Numbers Don’t Lie – Time for a Change in the Age of Adult Jurisdiction

by | March 26, 2015

Home 9 WisKids Count 9 Numbers Don’t Lie – Time for a Change in the Age of Adult Jurisdiction ( Page 12 )

The most recent figures available from the Department of Justice continue the amazing trend of declining numbers of Wisconsin juveniles being arrested each year.  Between 2009 and 2013 the number of juveniles arrested declined by over 30,000, representing a decrease of 36.3 percent.

 

JUV ARRESTS KIDS COUNT GRAPH

 

Arrests declined in all but seven counties, and in the ten counties that account for nearly two-thirds of juvenile arrests, the rate of decline ranged from 25% in La Crosse County to over 46% in Racine County.  (You can access/create a similar chart for your county by going to the Kids Count ® Data Center and selecting Wisconsin – By County – Safety & Risky Behaviors – Juvenile Justice – Juvenile Arrests – and then select the county and years you want to track. You can also select other counties to compare your county with. Remember DOJ arrest numbers include 17 year-olds).
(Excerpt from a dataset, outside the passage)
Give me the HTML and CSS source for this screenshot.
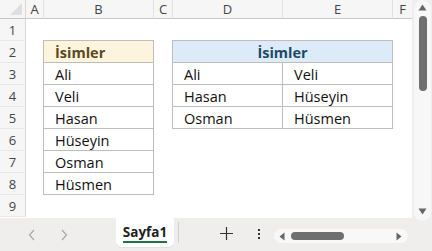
FILE: index.html
```html
<!DOCTYPE html>
<html lang="tr">
<head>
  <meta charset="UTF-8">
  <title>Sayfa1</title>
  <link rel="stylesheet" href="styles.css">
</head>
<body>

  <div class="main">
    <div class="sheet">
      <div class="corner"><span class="corner-tri"></span></div>
      <div class="colhead">A</div>
      <div class="colhead">B</div>
      <div class="colhead">C</div>
      <div class="colhead">D</div>
      <div class="colhead">E</div>
      <div class="colhead last">F</div>

      <div class="rowhead" style="grid-row: 2">1</div>
      <div class="rowhead" style="grid-row: 3">2</div>
      <div class="rowhead" style="grid-row: 4">3</div>
      <div class="rowhead" style="grid-row: 5">4</div>
      <div class="rowhead" style="grid-row: 6">5</div>
      <div class="rowhead" style="grid-row: 7">6</div>
      <div class="rowhead" style="grid-row: 8">7</div>
      <div class="rowhead" style="grid-row: 9">8</div>
      <div class="rowhead" style="grid-row: 10">9</div>

      <div class="list">
        <div class="cell head-yellow">İsimler</div>
        <div class="cell">Ali</div>
        <div class="cell">Veli</div>
        <div class="cell">Hasan</div>
        <div class="cell">Hüseyin</div>
        <div class="cell">Osman</div>
        <div class="cell">Hüsmen</div>
      </div>

      <div class="table2">
        <div class="cell head-blue">İsimler</div>
        <div class="cell">Ali</div>
        <div class="cell">Veli</div>
        <div class="cell">Hasan</div>
        <div class="cell">Hüseyin</div>
        <div class="cell">Osman</div>
        <div class="cell">Hüsmen</div>
      </div>
    </div>

    <div class="vscroll">
      <div class="vtrack">
        <svg class="tri" width="9" height="7" viewBox="0 0 9 7"><path d="M4.5 0.5 L8.5 6.5 L0.5 6.5 Z" fill="#666"/></svg>
        <div class="vthumb"></div>
        <div class="vspace"></div>
        <svg class="tri" width="9" height="7" viewBox="0 0 9 7"><path d="M0.5 0.5 L8.5 0.5 L4.5 6.5 Z" fill="#666"/></svg>
      </div>
    </div>
  </div>

  <div class="bottombar">
    <div class="navs">
      <svg width="8" height="12" viewBox="0 0 8 12"><path d="M6 1 L1.5 6 L6 11" fill="none" stroke="#a8a8a8" stroke-width="1.2"/></svg>
      <svg width="8" height="12" viewBox="0 0 8 12"><path d="M2 1 L6.5 6 L2 11" fill="none" stroke="#a8a8a8" stroke-width="1.2"/></svg>
    </div>
    <div class="tab"><span>Sayfa1</span></div>
    <div class="sep"></div>
    <div class="plus">
      <svg width="13" height="13" viewBox="0 0 13 13"><path d="M6.5 0 V13 M0 6.5 H13" stroke="#333" stroke-width="1.2"/></svg>
    </div>
    <div class="dots">
      <span></span><span></span><span></span>
    </div>
    <div class="hscroll">
      <svg width="6" height="9" viewBox="0 0 6 9"><path d="M5.5 0.5 L5.5 8.5 L0.5 4.5 Z" fill="#666"/></svg>
      <div class="hthumb"></div>
      <div class="hspace"></div>
      <svg width="6" height="9" viewBox="0 0 6 9"><path d="M0.5 0.5 L5.5 4.5 L0.5 8.5 Z" fill="#666"/></svg>
    </div>
  </div>

</body>
</html>
```

FILE: styles.css
```css
body {
  margin: 0;
  padding: 0;
  width: 432px;
  height: 251px;
  overflow: hidden;
  font-family: 'Open Sans', 'Noto Sans', sans-serif;
  background: #efeeed;
}

.main {
  display: flex;
  height: 218px;
}

.sheet {
  width: 412px;
  height: 218px;
  background: #ffffff;
  display: grid;
  grid-template-columns: 26px 18px 110px 19px 110px 110px 19px;
  grid-template-rows: 19px repeat(9, 22px);
  align-content: start;
}

.corner {
  grid-row: 1;
  grid-column: 1;
  background: #f6f6f6;
  border-right: 1px solid #d6d6d6;
  border-bottom: 1px solid #c8c8c8;
  position: relative;
}

.corner-tri {
  position: absolute;
  right: 3px;
  bottom: 3px;
  width: 0;
  height: 0;
  border-left: 12px solid transparent;
  border-bottom: 12px solid #dedede;
}

.colhead {
  grid-row: 1;
  background: #f6f6f6;
  border-right: 1px solid #e0e0e0;
  border-bottom: 1px solid #c8c8c8;
  font-size: 13px;
  color: #444;
  display: flex;
  align-items: center;
  justify-content: center;
  line-height: 1;
}

.colhead.last {
  border-right: none;
}

.rowhead {
  grid-column: 1;
  background: #f6f6f6;
  border-right: 1px solid #d6d6d6;
  border-bottom: 1px solid #e8e8e8;
  font-size: 13px;
  color: #444;
  display: flex;
  align-items: center;
  justify-content: center;
}

.list {
  grid-column: 3;
  grid-row: 3 / 10;
  display: grid;
  grid-template-rows: repeat(7, 22px);
  border-left: 1px solid #bdbdbd;
  border-top: 1px solid #bdbdbd;
  margin-top: -1px;
  margin-left: -1px;
}

.table2 {
  grid-column: 5 / 7;
  grid-row: 3 / 7;
  display: grid;
  grid-template-columns: 110px 110px;
  grid-template-rows: repeat(4, 22px);
  border-left: 1px solid #bdbdbd;
  border-top: 1px solid #bdbdbd;
  margin-top: -1px;
  margin-left: -1px;
}

.cell {
  border-right: 1px solid #bdbdbd;
  border-bottom: 1px solid #bdbdbd;
  padding-left: 11px;
  font-size: 14.5px;
  color: #111;
  display: flex;
  align-items: center;
  padding-top: 1px;
}

.head-yellow {
  background: #fcf4dc;
  color: #5a4a1e;
  font-weight: bold;
}

.head-blue {
  grid-column: 1 / 3;
  background: #dcebf7;
  color: #1c4a66;
  font-weight: bold;
  justify-content: center;
  padding-left: 0;
}

.vscroll {
  width: 20px;
  height: 218px;
  background: #efeeed;
  display: flex;
  justify-content: center;
}

.vtrack {
  width: 17px;
  height: 221px;
  margin-left: 1px;
  background: #f7f7f7;
  border-radius: 9px;
  display: flex;
  flex-direction: column;
  align-items: center;
  padding-top: 4px;
  box-sizing: border-box;
}

.tri {
  flex-shrink: 0;
}

.vthumb {
  width: 8px;
  height: 75px;
  margin-top: 5px;
  background: #6f6f6f;
  border-radius: 4px;
}

.vspace {
  flex: 1;
}

.vtrack svg:last-child {
  margin-bottom: 6px;
}

.bottombar {
  height: 33px;
  display: flex;
  align-items: flex-start;
}

.navs {
  display: flex;
  gap: 24px;
  margin-left: 28px;
  width: 88px;
  padding-top: 11px;
}

.navs svg,
.plus svg,
.hscroll svg {
  display: block;
}

.tab {
  width: 58px;
  height: 29px;
  background: #ffffff;
  border-radius: 0 0 6px 6px;
  display: flex;
  justify-content: center;
  box-shadow: 0 1px 1px rgba(0, 0, 0, 0.06);
}

.tab span {
  font-size: 13.5px;
  font-weight: bold;
  color: #222;
  margin-top: 5px;
  height: 18px;
  border-bottom: 2px solid #1f7244;
  line-height: 18px;
}

.sep {
  width: 1px;
  height: 21px;
  background: #cfcfcf;
  margin-top: 4px;
  margin-left: 4px;
}

.plus {
  margin-left: 41px;
  padding-top: 9px;
}

.dots {
  margin-left: 25px;
  padding-top: 11px;
  display: flex;
  flex-direction: column;
  gap: 2px;
}

.dots span {
  width: 2px;
  height: 2px;
  background: #333;
}

.hscroll {
  margin-left: 14px;
  margin-top: 11px;
  width: 134px;
  height: 14px;
  background: #f8f8f8;
  border-radius: 7px;
  display: flex;
  align-items: center;
  padding: 0 6px 0 5px;
  box-sizing: border-box;
}

.hthumb {
  width: 53px;
  height: 8px;
  margin-left: 6px;
  background: #6f6f6f;
  border-radius: 4px;
}

.hspace {
  flex: 1;
}
```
For many reasons we have been making the case that it is past time to return 17 year olds to the juvenile system, and it is clearer than ever that we would not overburden the system by doing so.  Each year another 10,000 17 year olds are needlessly arrested as adults – most of them ending up with an adult arrest record, many with municipal court records and fines, and some ending up in criminal court and are more likely to reoffend let alone avoid the negative consequences of an adult record.

Since the age of jurisdiction changed in 1996, there have now been well over a quarter of a million 17 year-olds arrested as adults.  We are wasting both financial and human capital by continuing down a path that almost everyone agrees is poor public policy.  Must another year go by and another 10,000 youth be pushed into a process that is neither good for them, for our communities, or for our economy?